There is a rather good story of how Pete Larson of North Vancouver got his wooden sidewalk to his hotel— just to the west of what is now Lonsdale Avenue — on what is now Esplanade, the road was just a trail though the orchard to the Indian Reserve, etc.; there was no sidewalk, and Pete wanted one, for his hotel was a Sunday afternoon resort for Vancouver people who wanted ‘somewhere to go.’
So Pete went to the mayor of North Vancouver, and suggested that if the mayor would supply the labour, he (Pete) would supply the lumber and nails. The mayor agreed. Then Pete went to Joe W. McFarland, who owned a lot of property there, and said that if he — Mr. McFarland — would supply the lumber and nails, he (Pete) would supply the labour. Joe agreed, and the sidewalk was put down.
Some time after Joe and the mayor met, and Joe said to the mayor, ‘What do you think of my sidewalk?’ ‘Your sidewalk,’ exclaimed the mayor, ‘Your sidewalk! We supplied the labour.’ Soon afterwards, Joe and the mayor decided that they had better wait upon Pete and ‘see about it.’ Pete saw them coming, and slipped into the bar, and when they arrived Pete was behind the bar, and greeted them luxuriantly with, ‘Come right in, gentlemen, and have a drink.’
A nice little tale that shows the cleverness of Larson, who also built The Canyon View Hotel near the present-day spot of the Cleveland Dam. Who exactly were the two men that he tricked into providing him with a free sidewalk? In the original tale from 1932, the Mayor of North Vancouver is not mentioned by name, but since North Vancouver did not even have a mayor until it was incorporated in 1907, the mayor in question was likely the very first one; Arnold Evan Kealy.
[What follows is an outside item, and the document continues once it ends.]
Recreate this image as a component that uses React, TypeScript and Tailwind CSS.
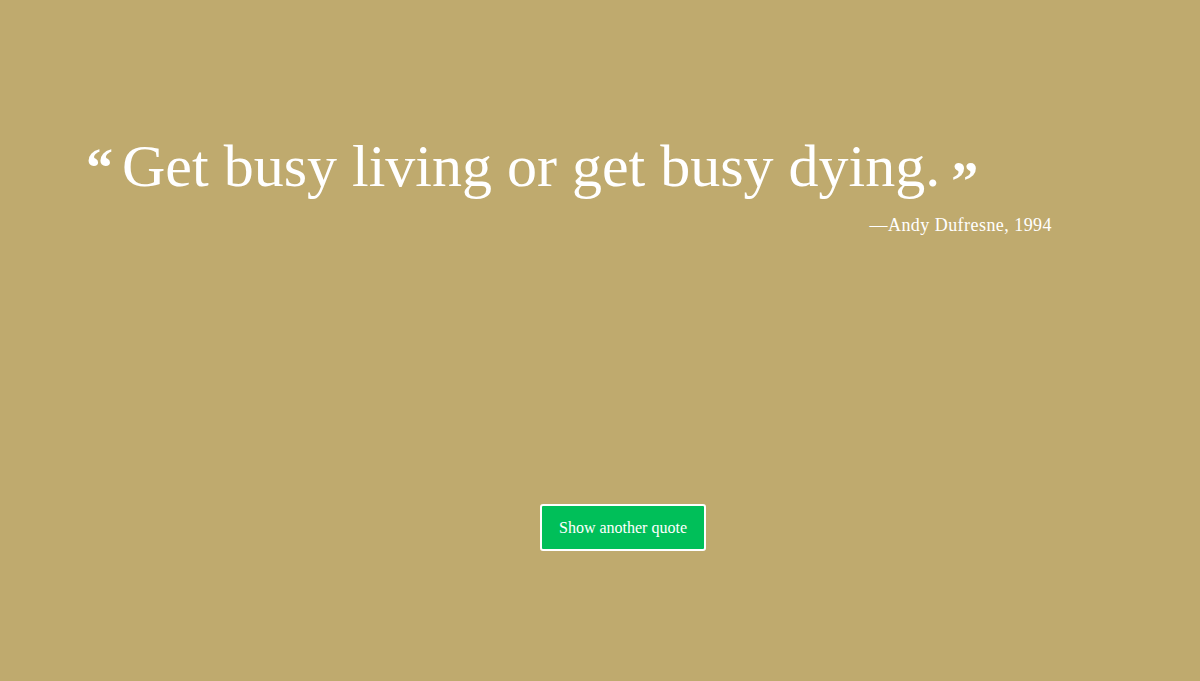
export default function App() {
  return (
    <div
      className="w-full h-[681px] bg-[#bfaa6e] text-white flex flex-col"
      style={{ fontFamily: '"Liberation Serif", "DejaVu Serif", serif' }}
    >
      <div className="pt-[128px] pl-[86px] pr-[148px]">
        <blockquote className="flex items-start">
          <span className="text-[54px] font-bold leading-none mt-[13px] mr-[9px]">&ldquo;</span>
          <span className="text-[60px] leading-[76px]">Get busy living or get busy dying.</span>
          <span className="text-[54px] font-bold leading-none mt-[26px] ml-[11px]">&rdquo;</span>
        </blockquote>
        <p className="text-right text-[18px] mt-[4px] tracking-wide">&mdash;Andy Dufresne, 1994</p>
      </div>
      <div className="flex justify-center mt-[265px]">
        <button className="h-[47px] w-[166px] bg-[#00bf59] border-2 border-white rounded-[3px] text-[16px] text-white ml-[46px]">
          Show another quote
        </button>
      </div>
    </div>
  );
}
Born in 1870 in England, Kealy was initially a Reeve of North Vancouver starting in 1905 and would actually chair the committee that put in motion the incorporation of the city.
The other gentleman mentioned in Larson’s sidewalk story was Joe W. McFarland. He was born in Ontario and was an early real estate investor in Vancouver and the North Shore. He was involved in the creation of Vancouver’s Water and Electric Light Companies in 1886. In 1894 he created the brokerage of Mahon, McFarland and Mahon that would own many investments in North Vancouver.
It would appear that Larson, the immigrant sailor from Sweden and successful hotelier, managed to outwit two very prominent individuals in order to procure a sidewalk to his popular establishment. I certainly hope he ended up providing Kealy and McFarland a few complimentary drinks that night they angrily stormed his hotel bar.